== Directions ==
Repeat all the material exactly; pictures stay out of your copy.

--------------------------------

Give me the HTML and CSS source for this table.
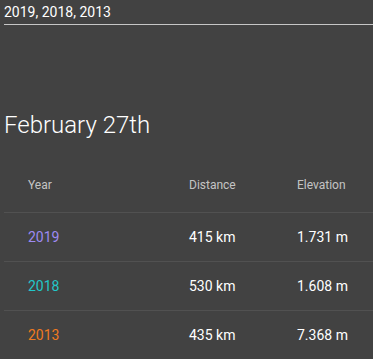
FILE: index.html
```html
<!DOCTYPE html>
<html>
<head>
<meta charset="utf-8">
<link rel="stylesheet" href="styles.css">
</head>
<body>
<div class="page">
  <div class="select">
    <div class="select-value">2019, 2018, 2013</div>
  </div>
  <h2 class="title">February 27th</h2>
  <table class="table">
    <colgroup>
      <col class="c-year">
      <col class="c-dist">
      <col class="c-elev">
    </colgroup>
    <thead>
      <tr class="head-row">
        <th>Year</th>
        <th>Distance</th>
        <th>Elevation</th>
      </tr>
    </thead>
    <tbody>
      <tr class="row">
        <td class="y2019">2019</td>
        <td>415 km</td>
        <td>1.731 m</td>
      </tr>
      <tr class="row">
        <td class="y2018">2018</td>
        <td>530 km</td>
        <td>1.608 m</td>
      </tr>
      <tr class="row">
        <td class="y2013">2013</td>
        <td>435 km</td>
        <td>7.368 m</td>
      </tr>
    </tbody>
  </table>
</div>
</body>
</html>
```

FILE: styles.css
```css
html, body {
  margin: 0;
  padding: 0;
  background: #424242;
}
body {
  font-family: Roboto, "Liberation Sans", sans-serif;
  color: #fff;
}
.page {
  padding-left: 4px;
}
.select {
  border-bottom: 1px solid rgba(255, 255, 255, 0.7);
  padding: 4px 0 4px 0;
}
.select-value {
  font-size: 14px;
  line-height: 16px;
  color: #fff;
}
.title {
  margin: 0;
  padding-top: 85px;
  font-size: 24px;
  font-weight: 300;
  line-height: 30px;
  color: #fff;
}
.table {
  width: 100%;
  border-collapse: collapse;
  table-layout: fixed;
  margin-top: 17px;
}
.c-year { width: 161px; }
.c-dist { width: 108px; }
.table th,
.table td {
  text-align: left;
  padding: 4px 0 4px 24px;
  border-bottom: 1px solid #515151;
  white-space: nowrap;
}
.table th {
  font-size: 12px;
  font-weight: 400;
  color: rgba(255, 255, 255, 0.7);
  height: 47px;
}
.table td {
  font-size: 14px;
  color: #fff;
  height: 40px;
}
.y2019 { color: #9d8af2 !important; }
.y2018 { color: #22c7c9 !important; }
.y2013 { color: #f07a20 !important; }
```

--------------------------------

== In response ==
Give me the HTML and CSS source for this table.
FILE: index.html
```html
<!DOCTYPE html>
<html>
<head>
<meta charset="utf-8">
<link rel="stylesheet" href="styles.css">
</head>
<body>
<div class="page">
  <div class="select">
    <div class="select-value">2019, 2018, 2013</div>
  </div>
  <h2 class="title">February 27th</h2>
  <table class="table">
    <colgroup>
      <col class="c-year">
      <col class="c-dist">
      <col class="c-elev">
    </colgroup>
    <thead>
      <tr class="head-row">
        <th>Year</th>
        <th>Distance</th>
        <th>Elevation</th>
      </tr>
    </thead>
    <tbody>
      <tr class="row">
        <td class="y2019">2019</td>
        <td>415 km</td>
        <td>1.731 m</td>
      </tr>
      <tr class="row">
        <td class="y2018">2018</td>
        <td>530 km</td>
        <td>1.608 m</td>
      </tr>
      <tr class="row">
        <td class="y2013">2013</td>
        <td>435 km</td>
        <td>7.368 m</td>
      </tr>
    </tbody>
  </table>
</div>
</body>
</html>
```

FILE: styles.css
```css
html, body {
  margin: 0;
  padding: 0;
  background: #424242;
}
body {
  font-family: Roboto, "Liberation Sans", sans-serif;
  color: #fff;
}
.page {
  padding-left: 4px;
}
.select {
  border-bottom: 1px solid rgba(255, 255, 255, 0.7);
  padding: 4px 0 4px 0;
}
.select-value {
  font-size: 14px;
  line-height: 16px;
  color: #fff;
}
.title {
  margin: 0;
  padding-top: 85px;
  font-size: 24px;
  font-weight: 300;
  line-height: 30px;
  color: #fff;
}
.table {
  width: 100%;
  border-collapse: collapse;
  table-layout: fixed;
  margin-top: 17px;
}
.c-year { width: 161px; }
.c-dist { width: 108px; }
.table th,
.table td {
  text-align: left;
  padding: 4px 0 4px 24px;
  border-bottom: 1px solid #515151;
  white-space: nowrap;
}
.table th {
  font-size: 12px;
  font-weight: 400;
  color: rgba(255, 255, 255, 0.7);
  height: 47px;
}
.table td {
  font-size: 14px;
  color: #fff;
  height: 40px;
}
.y2019 { color: #9d8af2 !important; }
.y2018 { color: #22c7c9 !important; }
.y2013 { color: #f07a20 !important; }
```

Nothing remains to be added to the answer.